BY LISA KEEN / Keen News Service
TENTH CIRCUIT HEARS SECOND CASE:
The same three-judge panel that heard the lawsuit challenging Utah's ban on recognition of same-sex marriages today hears a lawsuit challenging Oklahoma's. Jim Campbell, legal counsel from the Alliance Defending Freedom, a conservative legal group that has been opposing same-sex marriage, will argue for Oklahoma. Don Holladay, counsel with Holladay & Chilton in Oklahoma City, will argue for the plaintiffs. Argument begins at 1:30 MDT at the Denver federal courthouse. Each side will get 15 minutes. Audio recordings of the proceedings will be available on the court's website within 24 hours of adjournment.
U.N. ADMONISHES BRUNEI STONING LAW:
The United Nations' Office of High Commissioner for Human Rights issued a statement April 11 admonishing the southeast Asian nation of Brunei for revising its penal code to require stoning to death any person convicted of sodomy and other sexually related offenses. The revised code goes into effect April 22. U.N. spokesman Rupert Colville said the revised code “may encourage further violence and discrimination against women and also against people on the basis of sexual orientation.”
OHIO JUDGE SPLITS THE STAY:
U.S. District Court Judge Timothy Black did as he said he might: He ordered the state of Ohio Wednesday to include the names of both same-sex parents on the birth certificates of children born and adopted to four same-sex couples in a lawsuit challenging the state's ban on same-sex marriages. But he stayed his ruling that the state ban on recognizing marriages of same-sex couples is unconstitutional. The stay will remain pending review by the Sixth Circuit U.S. Court of Appeals. The case, Henry v. Wymyslo, was led by civil rights attorney-activist Al Gerhardstein in Cincinnati.

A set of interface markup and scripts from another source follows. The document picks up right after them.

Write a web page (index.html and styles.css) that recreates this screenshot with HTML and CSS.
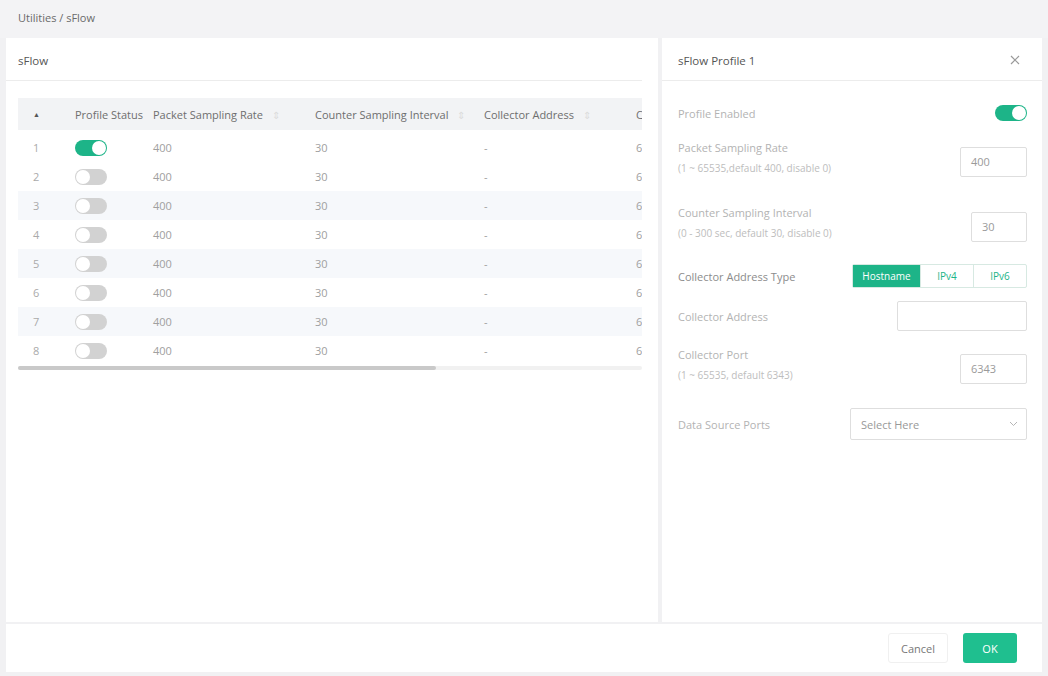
FILE: index.html
```html
<!DOCTYPE html>
<html lang="en">
<head>
    <meta charset="UTF-8">
    <title>Utilities - sFlow</title>
    <link rel="stylesheet" href="styles.css">
</head>
<body>
    <div class="crumb">Utilities / sFlow</div>

    <div class="main">
        <!-- profile list -->
        <div class="list-panel">
            <div class="panel-title">sFlow</div>
            <div class="table-wrap">
                <table class="grid">
                    <colgroup>
                        <col style="width:57px">
                        <col style="width:78px">
                        <col style="width:162px">
                        <col style="width:169px">
                        <col style="width:152px">
                        <col style="width:90px">
                    </colgroup>
                    <thead>
                        <tr>
                            <th class="idx"><span class="up">&#9650;</span></th>
                            <th>Profile Status</th>
                            <th>Packet Sampling Rate <span class="sorter">&#8661;</span></th>
                            <th>Counter Sampling Interval <span class="sorter">&#8661;</span></th>
                            <th>Collector Address <span class="sorter">&#8661;</span></th>
                            <th class="cut">Collector Port</th>
                        </tr>
                    </thead>
                    <tbody>
                        <tr><td class="idx">1</td><td><span class="switch on"></span></td><td>400</td><td>30</td><td>-</td><td class="cut">6343</td></tr>
                        <tr><td class="idx">2</td><td><span class="switch"></span></td><td>400</td><td>30</td><td>-</td><td class="cut">6343</td></tr>
                        <tr class="alt"><td class="idx">3</td><td><span class="switch"></span></td><td>400</td><td>30</td><td>-</td><td class="cut">6343</td></tr>
                        <tr><td class="idx">4</td><td><span class="switch"></span></td><td>400</td><td>30</td><td>-</td><td class="cut">6343</td></tr>
                        <tr class="alt"><td class="idx">5</td><td><span class="switch"></span></td><td>400</td><td>30</td><td>-</td><td class="cut">6343</td></tr>
                        <tr><td class="idx">6</td><td><span class="switch"></span></td><td>400</td><td>30</td><td>-</td><td class="cut">6343</td></tr>
                        <tr class="alt"><td class="idx">7</td><td><span class="switch"></span></td><td>400</td><td>30</td><td>-</td><td class="cut">6343</td></tr>
                        <tr><td class="idx">8</td><td><span class="switch"></span></td><td>400</td><td>30</td><td>-</td><td class="cut">6343</td></tr>
                    </tbody>
                </table>
            </div>
            <div class="hscroll"><div class="thumb"></div></div>
        </div>

        <!-- edit drawer -->
        <div class="drawer">
            <div class="panel-title drawer-title">
                <span>sFlow Profile 1</span>
                <svg class="close" width="10" height="10" viewBox="0 0 10 10">
                    <path d="M1 1L9 9M9 1L1 9" stroke="#9a9a9a" stroke-width="1.2" fill="none"/>
                </svg>
            </div>
            <div class="form">
                <div class="field f-enabled">
                    <div class="label faint">Profile Enabled</div>
                    <span class="switch on"></span>
                </div>
                <div class="field two-line f-rate">
                    <div class="label">
                        <div class="faint">Packet Sampling Rate</div>
                        <div class="hint">(1 ~ 65535,default 400, disable 0)</div>
                    </div>
                    <div class="input w67">400</div>
                </div>
                <div class="field two-line f-interval">
                    <div class="label">
                        <div class="faint">Counter Sampling Interval</div>
                        <div class="hint">(0 - 300 sec, default 30, disable 0)</div>
                    </div>
                    <div class="input w56">30</div>
                </div>
                <div class="field f-type">
                    <div class="label">Collector Address Type</div>
                    <div class="segment">
                        <span class="seg active">Hostname</span>
                        <span class="seg">IPv4</span>
                        <span class="seg">IPv6</span>
                    </div>
                </div>
                <div class="field f-addr">
                    <div class="label faint">Collector Address</div>
                    <div class="input w130"></div>
                </div>
                <div class="field two-line f-port">
                    <div class="label">
                        <div class="faint">Collector Port</div>
                        <div class="hint">(1 ~ 65535, default 6343)</div>
                    </div>
                    <div class="input w67">6343</div>
                </div>
                <div class="field f-ports">
                    <div class="label faint">Data Source Ports</div>
                    <div class="select">
                        <span>Select Here</span>
                        <svg width="9" height="6" viewBox="0 0 9 6">
                            <path d="M1 1L4.5 4.5L8 1" stroke="#b5b5b5" stroke-width="1" fill="none"/>
                        </svg>
                    </div>
                </div>
            </div>
        </div>
    </div>

    <div class="footer">
        <button class="btn cancel">Cancel</button>
        <button class="btn ok">OK</button>
    </div>
</body>
</html>
```

FILE: styles.css
```css
body {
    margin: 0;
    background-color: #f1f1f3;
    font-family: "Open Sans", "Noto Sans", sans-serif;
    font-size: 11px;
    color: #777;
}
.crumb {
    height: 38px;
    line-height: 36px;
    padding-left: 18px;
    color: #6a6a6a;
    background-color: #f3f3f5;
}
.main {
    display: flex;
    gap: 4px;
    height: 584px;
    margin: 0 6px 0 6px;
}
.list-panel {
    width: 652px;
    background-color: #fff;
    box-sizing: border-box;
    padding: 0 16px 0 0;
}
.panel-title {
    height: 43px;
    line-height: 45px;
    padding-left: 12px;
    font-size: 11.5px;
    color: #555;
    border-bottom: 1px solid #ececec;
    box-sizing: border-box;
}
.table-wrap {
    margin: 17px 0 0 12px;
    width: 624px;
    overflow: hidden;
}
.grid {
    table-layout: fixed;
    border-collapse: collapse;
    width: 708px;
}
.grid th {
    height: 32px;
    text-align: left;
    font-weight: normal;
    color: #6e6e6e;
    background-color: #f2f3f5;
    white-space: nowrap;
    padding: 0;
}
.grid td {
    height: 29px;
    padding: 0;
    color: #a0a0a0;
    white-space: nowrap;
}
.grid tr:first-child td {
    padding-top: 3px;
}
.grid .cut {
    overflow: hidden;
}
.grid tr.alt td {
    background-color: #f6f8fb;
}
.grid .idx {
    padding-left: 15px;
    color: #aaa;
}
.up {
    font-size: 7px;
    color: #555;
    position: relative;
    top: -2px;
}
.sorter {
    color: #dcdcdc;
    font-size: 10px;
    margin-left: 6px;
}
.switch {
    display: inline-block;
    position: relative;
    width: 32px;
    height: 16px;
    border-radius: 8px;
    background-color: #d2d2d2;
    vertical-align: middle;
}
.switch::after {
    content: "";
    position: absolute;
    top: 1px;
    left: 1px;
    width: 14px;
    height: 14px;
    border-radius: 50%;
    background-color: #fff;
}
.switch.on {
    background-color: #1db488;
}
.switch.on::after {
    left: 17px;
}
.hscroll {
    margin: 1px 0 0 12px;
    width: 624px;
    height: 4px;
    background-color: #f1f1f1;
    border-radius: 2px;
}
.hscroll .thumb {
    width: 418px;
    height: 4px;
    border-radius: 2px;
    background-color: #c9c9c9;
}
.drawer {
    width: 380px;
    background-color: #fff;
}
.drawer-title {
    display: flex;
    justify-content: space-between;
    align-items: center;
    padding: 2px 20px 0 16px;
    line-height: normal;
}
.close {
    margin-right: 2px;
}
.form {
    padding: 0 15px 0 16px;
}
.field {
    display: flex;
    justify-content: space-between;
    align-items: center;
}
.label {
    color: #8c8c8c;
    line-height: 21px;
}
.faint {
    color: #b3b3b3;
}
.hint {
    color: #bdbdbd;
    font-size: 10px;
}
.two-line {
    align-items: flex-start;
    height: 42px;
}
.two-line .input {
    margin-top: 10px;
}
.f-enabled { margin-top: 23px; height: 18px; }
.f-rate { margin-top: 15px; }
.f-interval { margin-top: 23px; }
.f-type { margin-top: 20px; height: 24px; }
.f-addr { margin-top: 13px; height: 30px; }
.f-port { margin-top: 13px; }
.f-ports { margin-top: 22px; height: 32px; }
.input {
    height: 30px;
    box-sizing: border-box;
    border: 1px solid #dedede;
    border-radius: 2px;
    padding-left: 10px;
    line-height: 28px;
    color: #9a9a9a;
}
.w67 { width: 67px; }
.w56 { width: 56px; }
.w130 { width: 130px; }
.segment {
    display: flex;
    height: 24px;
    border: 1px solid #d7e9e2;
    border-radius: 2px;
    box-sizing: border-box;
}
.seg {
    width: 52px;
    text-align: center;
    line-height: 22px;
    font-size: 10px;
    color: #1db488;
    border-left: 1px solid #d7e9e2;
}
.seg.active {
    width: 67px;
    border-left: none;
    background-color: #1db488;
    color: #fff;
}
.select {
    width: 177px;
    height: 32px;
    box-sizing: border-box;
    border: 1px solid #dedede;
    border-radius: 2px;
    display: flex;
    justify-content: space-between;
    align-items: center;
    padding: 0 8px 0 10px;
    color: #999;
}
.footer {
    display: flex;
    justify-content: flex-end;
    align-items: center;
    gap: 15px;
    height: 48px;
    margin: 2px 6px 0 6px;
    padding-right: 25px;
    background-color: #fff;
}
.btn {
    height: 30px;
    border-radius: 3px;
    font-family: "Open Sans", "Noto Sans", sans-serif;
    font-size: 11px;
    cursor: pointer;
}
.cancel {
    width: 60px;
    border: 1px solid #f0f0f0;
    background-color: #fff;
    color: #777;
}
.ok {
    width: 54px;
    border: none;
    background-color: #1fbf8f;
    color: #fff;
}
```
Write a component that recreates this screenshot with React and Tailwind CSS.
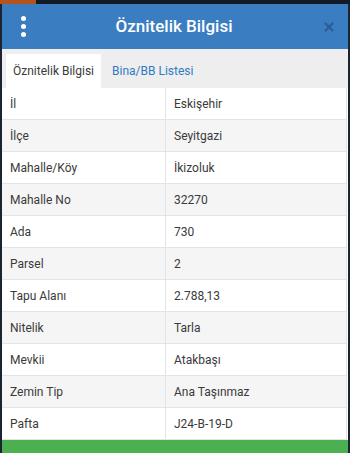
import React from "react";
import { X } from "lucide-react";

const rows = [
  ["İl", "Eskişehir"],
  ["İlçe", "Seyitgazi"],
  ["Mahalle/Köy", "İkizoluk"],
  ["Mahalle No", "32270"],
  ["Ada", "730"],
  ["Parsel", "2"],
  ["Tapu Alanı", "2.788,13"],
  ["Nitelik", "Tarla"],
  ["Mevkii", "Atakbaşı"],
  ["Zemin Tip", "Ana Taşınmaz"],
  ["Pafta", "J24-B-19-D"],
];

export default function App() {
  return (
    <div className="w-[350px] h-[453px] overflow-hidden bg-[#1b2430] flex flex-col font-['Roboto',sans-serif]">
      {/* top strip behind the dialog */}
      <div className="h-[4px] flex shrink-0">
        <div className="w-[36px] bg-[#b5531f]" />
        <div className="flex-1 bg-[#121a26]" />
      </div>

      <div className="flex-1 flex flex-col ml-[2px] mr-[2px] bg-white">
        {/* header */}
        <div className="h-[45px] bg-[#3a7dc1] flex items-center justify-between pl-[19px] pr-[12px] shrink-0">
          <div className="flex flex-col gap-[3px]">
            <span className="w-[5px] h-[5px] rounded-full bg-white" />
            <span className="w-[5px] h-[5px] rounded-full bg-white" />
            <span className="w-[5px] h-[5px] rounded-full bg-white" />
          </div>
          <div className="text-white text-[17px] font-medium">Öznitelik Bilgisi</div>
          <X size={14} strokeWidth={4} className="text-[#2c5f96]" />
        </div>

        {/* tabs */}
        <div className="h-[39px] bg-[#eeeeee] flex items-end px-[4px] shrink-0">
          <div className="h-[34px] px-[7px] bg-white flex items-center text-[12px] text-[#3a3a3a]">
            Öznitelik Bilgisi
          </div>
          <div className="h-[34px] px-[11px] flex items-center text-[12px] text-[#2f7bc4]">
            Bina/BB Listesi
          </div>
        </div>

        {/* table */}
        <div className="flex flex-col border-r border-[#e2e2e2] mr-[1px]">
          {rows.map(([k, v], i) => (
            <div
              key={k}
              className={`h-[32px] flex items-center text-[12px] text-[#3a3a3a] border-b border-[#e4e4e4] ${
                i % 2 === 1 ? "bg-[#f5f5f5]" : "bg-white"
              }`}
            >
              <div className="w-[164px] h-full flex items-center pl-[8px] border-r border-[#e4e4e4]">{k}</div>
              <div className="flex-1 pl-[8px]">{v}</div>
            </div>
          ))}
        </div>

        <div className="flex-1 bg-[#4caf50]" />
      </div>
    </div>
  );
}
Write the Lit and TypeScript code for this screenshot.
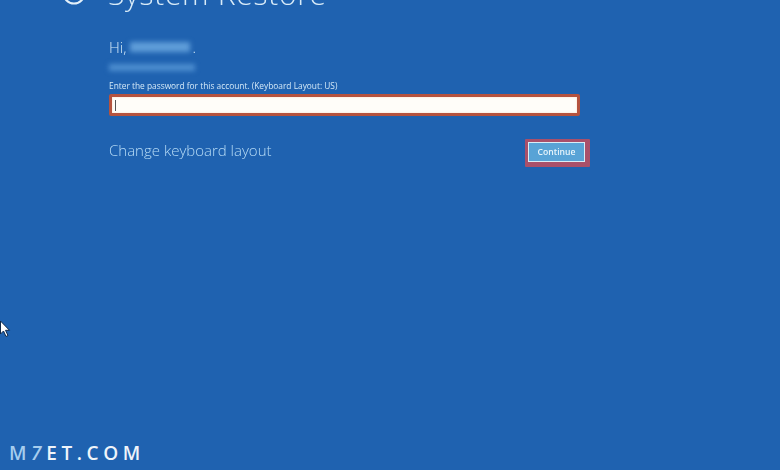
import { LitElement, html, css } from "lit";
import { customElement } from "lit/decorators.js";

@customElement("app-root")
export class AppRoot extends LitElement {
  static styles = css`
    :host { display: block; width: 780px; height: 470px; overflow: hidden; position: relative; background: #1f62b0; font-family: "Open Sans", "Noto Sans", sans-serif; color: #cfe6f7; }
    .page { display: flex; flex-direction: column; align-items: flex-start; padding-left: 62px; height: 470px; box-sizing: border-box; filter: blur(0.4px); }
    .header { display: flex; align-items: center; gap: 22px; height: 36px; margin-top: -24px; flex: none; }
    .back { width: 24px; height: 24px; flex: none; display: block; margin-top: -2px; }
    .title { font-size: 30px; font-weight: 300; line-height: 36px; color: #d8ebf8; letter-spacing: 0.7px; white-space: nowrap; }
    .form { margin-left: 47px; width: 481px; display: flex; flex-direction: column; margin-top: 25px; }
    .hi { display: flex; align-items: center; font-size: 15px; font-weight: 300; line-height: 20px; color: #d3e8f7; height: 20px; }
    .name { width: 60px; height: 10px; background: #5f9dd9; filter: blur(2.5px); margin-left: 4px; margin-right: 2px; }
    .mail { width: 86px; height: 7px; background: #4d8ed0; filter: blur(2.5px); margin-top: 7px; }
    .hint { font-size: 8.35px; line-height: 10px; margin-top: 10px; color: #d3e8f7; white-space: nowrap; }
    .input { box-sizing: border-box; width: 471px; height: 22px; margin-top: 3px; background: #fffdf9; border: 3px solid #b5533f; border-radius: 2px; box-shadow: inset 0 0 2px #f7d9bf; display: flex; align-items: center; padding-left: 3px; }
    .caret { width: 1px; height: 11px; background: #555; }
    .row { display: flex; justify-content: space-between; align-items: flex-start; margin-top: 23px; }
    .change { font-size: 15px; line-height: 20px; font-weight: 300; color: #b7dcf6; white-space: nowrap; margin-top: 1px; }
    .btnwrap { border-style: solid; border-color: #a9506a; border-width: 3px 5px 5px 3px; border-radius: 1px; flex: none; display: flex; }
    .btn { box-sizing: border-box; width: 57px; height: 20px; background: #58a3d6; border: 1px solid #d9eef7; color: #e8f5fb; font-size: 8.6px; font-weight: 600; display: flex; align-items: center; justify-content: center; font-family: inherit; padding: 0; }
    .mark { position: absolute; left: 9px; top: 441px; font-family: "Open Sans", sans-serif; font-weight: 600; font-size: 19px; line-height: 24px; letter-spacing: 4.6px; color: #eef4fa; white-space: nowrap; }
    .mark .m { color: #a6cdee; }
    .mark .s { color: #a6cdee; font-style: italic; }
    .cursor { position: absolute; left: 0; top: 320px; width: 11px; height: 18px; }
  `;

  render() {
    return html`
      <div class="page">
        <div class="header">
          <svg class="back" viewBox="0 0 24 24" fill="none" stroke="#e3f0fa" stroke-width="2"><circle cx="12" cy="12" r="10.5"></circle><path d="M6 12h12M11 7l-5 5 5 5"></path></svg>
          <div class="title">System Restore</div>
        </div>
        <div class="form">
          <div class="hi"><span>Hi,</span><span class="name"></span><span>.</span></div>
          <div class="mail"></div>
          <div class="hint">Enter the password for this account. (Keyboard Layout: US)</div>
          <div class="input"><span class="caret"></span></div>
          <div class="row">
            <div class="change">Change keyboard layout</div>
            <div class="btnwrap"><button class="btn">Continue</button></div>
          </div>
        </div>
      </div>
      <svg class="cursor" viewBox="0 0 11 18"><path d="M0.5 1v13l3-3 2.5 5.5 2-1-2.5-5.2h4z" fill="#fff" stroke="#10294a" stroke-width="1"></path></svg>
      <div class="mark"><span class="m">M</span><span class="s">7</span>ET.COM</div>
    `;
  }
}
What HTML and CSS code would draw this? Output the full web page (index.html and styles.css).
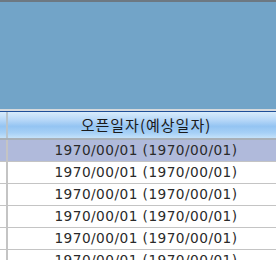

DON'T MESS WITH ANYBODY IN TEXAS:
Texas Republican Governor Rick Perry is into a big-time scrap with lesbian Travis County District Attorney Rosemary Lehmberg, a Democrat. Lehmberg, who's gay, is the top prosecutorial officer for Travis County –the same county that runs the state's Public Integrity Unit which is charged with investigating wrongdoing by state officials. She's credited with convicting U.S. House Republican Majority Leader Tom DeLay in 2010 for money laundering (a case now on appeal to the state's high court for criminal appeals). But Lehmberg ran into trouble last April when police found her drunk and behind the wheel of a car in a church parking lot. Lehmberg acknowledged guilt, apologized, spent three weeks in jail, and entered a treatment program. But she refused calls from Perry and other Republican leaders to resign. Perry then claimed Lehmberg had “lost the public's confidence” and vetoed funding for her Public Integrity budget. Texans for Public Justice, a political watchdog group, charged that Perry is breaking the law by trying to coerce Lehmberg's resignation. And this week, a Texas judge seated a grand jury to look into those allegations. Perry has reported hired a defense attorney.
THE SILVER FORECAST:
Openly gay political data cruncher Nate Silver yesterday echoed predictions that are being heard more and more frequently these days: Republicans appear poised to take over the Senate in the mid-term elections this November. Silver's latest model “puts Democratic losses in the Senate at 6.8 seats….”
NORTH CAROLINA SOFTENS:
A poll this month in North Carolina indicates opposition to same-sex couples marrying has softened by eight points in the past two years. In May 2012, 61 percent of voters said yes to a ban on same-sex couples marrying. But a Public Policy Polling survey taken April 3-6 of 740 registered voters found only 53 percent still oppose same-sex marriage.